In the second half of Thalaivi, devoted to the transformation of the heroine, Ranaut turns into the assertive “propaganda secretary” of MGR’s party on her way to becoming the state chief minister. Here, the actress goes to the other extreme, assuming the persona of a blustery, bombastic gender-asserting crusader who sets tongues wagging in a political party dominated by men who never stop plotting to cut Jaya down to size.

Thalaivi has been directed by a man, A.L. Vijay, and also scripted by men (K.V. Vijayendra Prasad and Rajat Arora). Therein lies the catch. The film does a far better job of exploring the dynamics between MGR and ally-turned-foe Karunanidhi (Nassar, who deserved far greater play as much for the power of his presence as for the value that the character brings to the cinematic account of an important period) than of spotlighting Jayalalithaa’s trials and tribulations.

Kangana Ranaut, a self-proclaimed rebel in real life against a male-propelled star system, plays a woman who, in the course of her eventful career, demolished gender barriers to hold her ground long enough to be able to take the reins of a state government and become an unquestioned leader of her people.

Kangana Ranaut might be a great fit for the role, but she mars the exercise by opting to mimic an Akshay Kumar-like stride towards the camera to close a money scene or crown a punchline. She does this a few times in the course of the film accompanied by ear-splitting, high-pitched music, the kind that is supposed to denote triumph and finality. If you have raised the banner of revolt against Bollywood’s gender disparity, you must first do away with the means and methods of machismo-fuelled movies. Thalaivi does nothing of that sort.

In real life, Jayalalithaa played the political game by her own rules once she emerged from MGR’s shadow and ensured that all the men in her party, in a complete reversal of the gender exclusion she suffered, would genuflect to her as long as she lived.

The woman-against-patriarchy theme is a crucial part of the Thalaivi script but this, too, is undermined by a lack of consistency. In the opening moments of the film, Jayalalithaa is heckled and manhandled in the state Assembly by ruling party MLAs. She likens her humiliation to the disrobing of Draupadi by the evil Kauravas and vows to return to the House only when she has political power in her hands.

If you feel the stage has been set for a fiery, gripping confrontation between her and the men who control the levers of power in the state, you are in for a surprise. Thailavi beats about the bush from here on, meandering from one episode to another in the hope of convincing us that what it is showing us is the full picture.
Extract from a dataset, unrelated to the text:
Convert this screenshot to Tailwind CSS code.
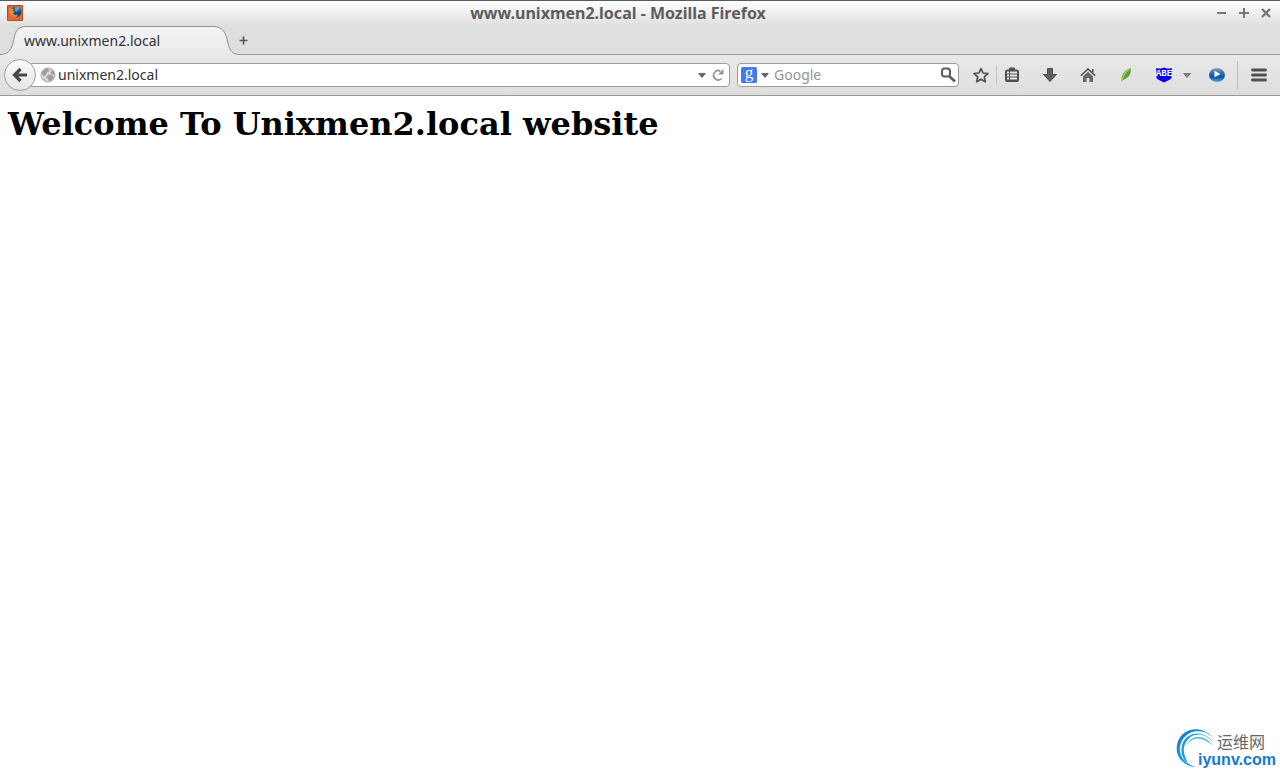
<!DOCTYPE html>
<html lang="en">
<head>
    <meta charset="UTF-8">
    <meta name="viewport" content="width=device-width, initial-scale=1.0">
    <title>www.unixmen2.local - Mozilla Firefox</title>
    <script src="https://cdn.jsdelivr.net/npm/@tailwindcss/browser@4"></script>
</head>
<body class="min-h-screen flex flex-col bg-white font-['Noto_Sans','Noto_Sans_CJK_SC',sans-serif] text-[#333]">
    <!-- Window title and tabs -->
    <header class="bg-[#dfdfdf]">
        <div class="h-[26px] flex items-center border-t border-[#5c5a5c] bg-linear-to-b from-white to-[#dfdfdf] pl-[7px] pr-[5px] pb-[2px]">
            <svg class="size-4 shrink-0" viewBox="0 0 16 16">
                <rect width="16" height="16" rx="1" fill="#b9481f"/>
                <rect x="1" y="1" width="14" height="14" fill="#e5692b"/>
                <circle cx="9" cy="7" r="5.500" fill="#2769a3"/>
                <path d="M8 2.500c2-1 4-.5 5 1l-2 1-1 2-2-1z" fill="#5fa5cf"/>
                <path d="M2 3l2 1 2.500 0L5.500 6l2 1L6 8.500 8 10l3-.5C10 13 5 13 3 9z" fill="#f08a35"/>
                <path d="M8 7l-1.500 1.500L8 9.800l3-.5C10 12.500 12.500 11.500 13.500 9c.8-2 .5-3-.5-4-.5 2-3 3-5 2z" fill="#1b4672"/>
            </svg>
            <div class="flex-1 text-center text-[16px] leading-5 font-bold text-[#5c5c5c]">www.unixmen2.local - Mozilla Firefox</div>
            <div class="flex gap-1 text-[#777]">
                <button type="button" aria-label="Minimize" class="w-[18px] flex justify-center"><svg class="size-3" viewBox="0 0 12 12"><path d="M1 6h9" stroke="currentColor" stroke-width="2"/></svg></button>
                <button type="button" aria-label="Maximize" class="w-[18px] flex justify-center"><svg class="size-3" viewBox="0 0 12 12"><path d="M1 6h10M6 1v10" stroke="currentColor" stroke-width="2"/></svg></button>
                <button type="button" aria-label="Close" class="w-[18px] flex justify-center"><svg class="size-3" viewBox="0 0 12 12"><path d="M2 2l8 8M10 2l-8 8" stroke="currentColor" stroke-width="2.400"/></svg></button>
            </div>
        </div>
        <div class="h-[29px] flex">
            <button type="button" class="relative w-60 text-left">
                <svg class="absolute inset-0 w-60 h-[29px]" viewBox="0 0 240 29">
                    <defs>
                        <linearGradient id="tab" x2="0" y2="1"><stop stop-color="#f4f4f4"/><stop offset="1" stop-color="#e9e9e9"/></linearGradient>
                    </defs>
                    <path d="M0 28.500C7 28.500 11 25 13 17C15 7 16 .5 26 .5H213C223 .5 226 7 228 17C229.500 25 233 28.500 240 28.500V29H0Z" fill="url(#tab)"/>
                    <path d="M0 28.500C7 28.500 11 25 13 17C15 7 16 .5 26 .5H213C223 .5 226 7 228 17C229.500 25 233 28.500 240 28.500" fill="none" stroke="#929292"/>
                </svg>
                <span class="relative pl-6 text-[14px] leading-7">www.unixmen2.local</span>
            </button>
            <div class="flex-1 border-b border-[#999] flex">
                <button type="button" aria-label="New tab" class="w-[6px] flex items-center justify-center"><svg class="size-[9px] shrink-0" viewBox="0 0 9 9"><path d="M.5 4.500h8M4.500 .5v8" stroke="#555" stroke-width="1.700"/></svg></button>
            </div>
        </div>
    </header>

    <!-- Navigation toolbar -->
    <nav class="h-[41px] flex items-center border-b border-[#999] bg-linear-to-b from-[#e9e9e9] to-[#dedede] pl-1 pr-[6px]">
        <button type="button" aria-label="Back" class="z-10 size-8 shrink-0 rounded-full border border-[#9aa3ab] bg-linear-to-b from-[#fafafa] to-[#e6e6e6] flex items-center justify-center">
            <svg class="size-4" viewBox="0 0 16 16"><path d="M8.500 2L2.500 8l6 6M3 8h12" fill="none" stroke="#484848" stroke-width="3.200"/></svg>
        </button>
        <form class="-ml-2 mr-[7px] flex-1 h-6 flex items-center rounded-sm border border-[#9c9c9c] bg-white pl-[11px] pr-[3px]">
            <svg class="size-4 shrink-0" viewBox="0 0 16 16">
                <circle cx="8" cy="8" r="7" fill="#dadada" stroke="#adadad"/>
                <path d="M1.500 6C3 3 5 1.500 8 1.500L9.500 4 7 5.500 5 9 3.500 9.500zM10.500 2l3 2 1.200 3-2 1-2.200-2 1.200-2zM8.500 7.500l3 .5 2.500 2-2 3-3 1.500L8 12l-2-2zM2.500 11l2.500 1 1 2.200z" fill="#9e9e9e"/>
            </svg>
            <input type="text" aria-label="Address" value="unixmen2.local" class="min-w-0 flex-1 pl-[2px] text-[14px] leading-5 outline-none">
            <button type="button" aria-label="Show history" class="w-4 flex justify-center"><svg class="w-2 h-[5px]" viewBox="0 0 9 6"><path d="M.5 .5h8L4.500 5.500z" fill="#666" stroke="#555"/></svg></button>
            <button type="button" aria-label="Reload" class="w-4 flex justify-center">
                <svg class="size-3" viewBox="0 0 12 12"><path d="M8.500 2.200A4.600 4.600 0 1 0 9.500 9.500" fill="none" stroke="#8b959b" stroke-width="1.700"/><path d="M11.500 0v5.500H6z" fill="#8b959b"/></svg>
            </button>
        </form>
        <form class="w-[222px] h-6 flex items-center rounded-sm border border-[#9c9c9c] bg-white pl-[3px] pr-[2px]">
            <button type="button" aria-label="Search engine" class="flex items-center gap-1">
                <svg class="size-4 overflow-visible" viewBox="0 0 16 16">
                    <rect width="16" height="16" rx="1.500" fill="#4179f7"/>
                    <text x="8" y="11" text-anchor="middle" font-family="Liberation Serif, serif" font-size="17" fill="#fff">g</text>
                </svg>
                <svg class="w-2 h-[5px]" viewBox="0 0 9 6"><path d="M.5 .5h8L4.500 5.500z" fill="#666" stroke="#555"/></svg>
            </button>
            <input type="text" aria-label="Search" placeholder="Google" class="min-w-0 flex-1 pl-[5px] text-[14px] leading-5 outline-none placeholder:text-[#8f9494]">
            <button type="button" aria-label="Go" class="shrink-0"><svg class="size-4" viewBox="0 0 16 16"><rect x="2" y="1.500" width="8" height="8" rx="2.500" fill="none" stroke="#5c5c5c" stroke-width="2"/><path d="M9.500 9.500l5.500 5" stroke="#5c5c5c" stroke-width="2.600"/></svg></button>
        </form>
        <button type="button" aria-label="Bookmark this page" class="ml-[7px] w-[30px] flex justify-center">
            <svg class="size-4" viewBox="0 0 16 16"><path d="M8 1.500l2 4.500 5 .5-3.700 3.300 1 5L8 12.200l-4.300 2.600 1-5L1 6.500 6 6z" fill="none" stroke="#505050" stroke-width="1.700" stroke-linejoin="round"/></svg>
        </button>
        <span class="w-px h-[18px] bg-[#bcc3cb]"></span>
        <div class="flex gap-2">
            <button type="button" aria-label="Bookmarks" class="w-[30px] flex justify-center">
                <svg class="size-4" viewBox="0 0 16 16"><path d="M5 3V1.500Q5 .5 6 .5h4q1 0 1 1V3" fill="#505050"/><rect x="1" y="2.500" width="14" height="12.500" rx="2" fill="#505050"/><path d="M3 5.500h2M6 5.500h7M3 8.500h2M6 8.500h7M3 11.500h2M6 11.500h7" stroke="#e8e8e8" stroke-width="1.800"/></svg>
            </button>
            <button type="button" aria-label="Downloads" class="w-[30px] flex justify-center">
                <svg class="size-4" viewBox="0 0 16 16"><path d="M5.500 1.500h5v6H14.500L8 14.500 1.500 7.500h4z" fill="#606060" stroke="#4a4a4a" stroke-linejoin="round"/></svg>
            </button>
            <button type="button" aria-label="Home" class="w-[30px] flex justify-center">
                <svg class="size-4" viewBox="0 0 16 16"><path d="M3 9.500l5-4.800 5 4.800V15H9.500v-4h-3v4H3z" fill="#666"/><path d="M.8 8.800L8 2l7.200 6.800" fill="none" stroke="#4a4a4a" stroke-width="1.500"/><path d="M12 2h1.500v4L12 4.500z" fill="#4a4a4a"/></svg>
            </button>
            <button type="button" aria-label="Leaf add-on" class="w-[30px] flex justify-center">
                <svg class="size-4" viewBox="0 0 16 16"><path d="M3.500 15C2.500 9 5 3.500 12.500 1 13.500 8 10 11 4.500 13z" fill="#86bd52"/><path d="M3.500 15C4.500 9 7 6 12.500 1 13.500 8 10 11 4.500 13z" fill="#629c35"/><path d="M3.500 15C4.500 10 7 6 12.500 1" fill="none" stroke="#b5dc86"/></svg>
            </button>
            <button type="button" aria-label="ABE" class="w-[30px] flex justify-center">
                <svg class="size-4" viewBox="0 0 16 16"><path d="M0 1l2 .5h3l3-1 3 1h3l2-.5-.5 3v7q-1 1.500-3 2.200L8 15.500l-4.500-2.300Q1.500 12.500.5 11V4z" fill="#0000f0"/><text x="8" y="9" text-anchor="middle" font-family="Liberation Mono, monospace" font-size="9" font-weight="700" fill="#fff">ABE</text></svg>
            </button>
        </div>
        <button type="button" aria-label="ABE options" class="w-4 flex justify-center"><svg class="w-2 h-[5px]" viewBox="0 0 9 6"><path d="M.5 .5h8L4.500 5.500z" fill="#888" stroke="#666"/></svg></button>
        <button type="button" aria-label="Play" class="ml-[7px] w-[30px] flex justify-center">
            <svg class="size-4" viewBox="0 0 16 16"><defs><linearGradient id="ball" x2="0" y2="1"><stop stop-color="#8aa5bf"/><stop offset=".35" stop-color="#2a6fb0"/><stop offset=".65" stop-color="#10529b"/><stop offset="1" stop-color="#4db1ea"/></linearGradient></defs><ellipse cx="8" cy="8" rx="8" ry="7" fill="url(#ball)"/><path d="M5.500 3.800L11.500 7l-6 3.300z" fill="#fff"/></svg>
        </button>
        <span class="ml-[5px] mr-[6px] w-px h-7 bg-[#b9bec4]"></span>
        <button type="button" aria-label="Open menu" class="w-[30px] flex justify-center">
            <svg class="size-4" viewBox="0 0 16 16"><path d="M1.500 3h13M1.500 8h13M1.500 13h13" stroke="#505050" stroke-width="2.800" stroke-linecap="round"/></svg>
        </button>
    </nav>

    <!-- Page content -->
    <main class="flex-1 flex flex-col justify-between p-2">
        <h1 class="font-['DejaVu_Serif',serif] text-[32px] leading-10 font-bold text-black">Welcome To Unixmen2.local website</h1>
        <a href="#" class="relative self-end w-[98px] h-10 -mr-[2px]">
            <svg class="absolute left-0 top-0 size-10" viewBox="0 0 40 40">
                <defs><linearGradient id="swirl" x2="1" y2="1"><stop stop-color="#1b6fc0"/><stop offset=".5" stop-color="#16a6e6"/><stop offset="1" stop-color="#1b7fd0"/></linearGradient></defs>
                <path d="M36 9C25-4 4 0 1 17c-2 12 6 21 19 22C9 36 3 28 4 19 6 4 24-2 36 9z" fill="url(#swirl)"/>
                <path d="M37 14C27 1 10 4 6 17c-2 8 1 15 6 18C9 29 7 24 8 19 12 5 26 2 37 14z" fill="#1c9be0"/>
                <path d="M37 18C29 6 15 6 10 18 16 8 27 8 37 18z" fill="#3fb4ea"/>
            </svg>
            <span class="relative block pt-1 pl-[41px] text-[16px] leading-5 text-[#666]">运维网</span>
            <span class="relative block pl-[22px] font-['Liberation_Sans',sans-serif] text-[16px] leading-4 font-bold text-[#1279d6]">iyunv.com</span>
        </a>
    </main>
</body>
</html>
It isn’t. It delivers a splotchy view that, even at its brightest, does not exactly catch the eye. And when it is not at its best, the film wallows in vacuity.

Jayalalithaa’s reliance on MGR is total as she makes her way up the movie industry ladder. There is even a dance immediately after the interval that has the heroine ‘grovel’ musically before the chief minister. So beholden is she to the man that she wants him all for herself. But, in one earlier scene, he intones grandly: “Bhagwan kisi ek ka nahi ho sakta (God cannot belong to just one individual).”

A few of the performances are of a high quality. Especially good is Arvind Swami, who absolutely nails the MGR impersonation. Raj Arjun in the role of the man who cannot stand Jayalalithaa’s proximity to his leader etches out a believable character. Madhoo (as MGR’s wife), Bhagyashree (as Jaya’s mother) and Poorna (as Jaya’s aide Sasikala) are wasted. When Kangana Ranaut is the heroine, who needs the women in the rest of the cast?

With the screenplay all over the place – it is especially so when the spotlight isn’t on the principal star and is visibly itching to return to its focal point – Thalaivi flounders. Kangana Ranaut is, as always, as earnest as a new recruit going to war, but is let down by the length of the film and the leaden-footed nature of the storytelling. The meandering plot fails to deliver insights that could help the audience truly understand Jayalalithaa’s mind. As a result, we leave the hall none the wiser.

Botched by massive missteps, Thalaivi is the Amma of all misfires.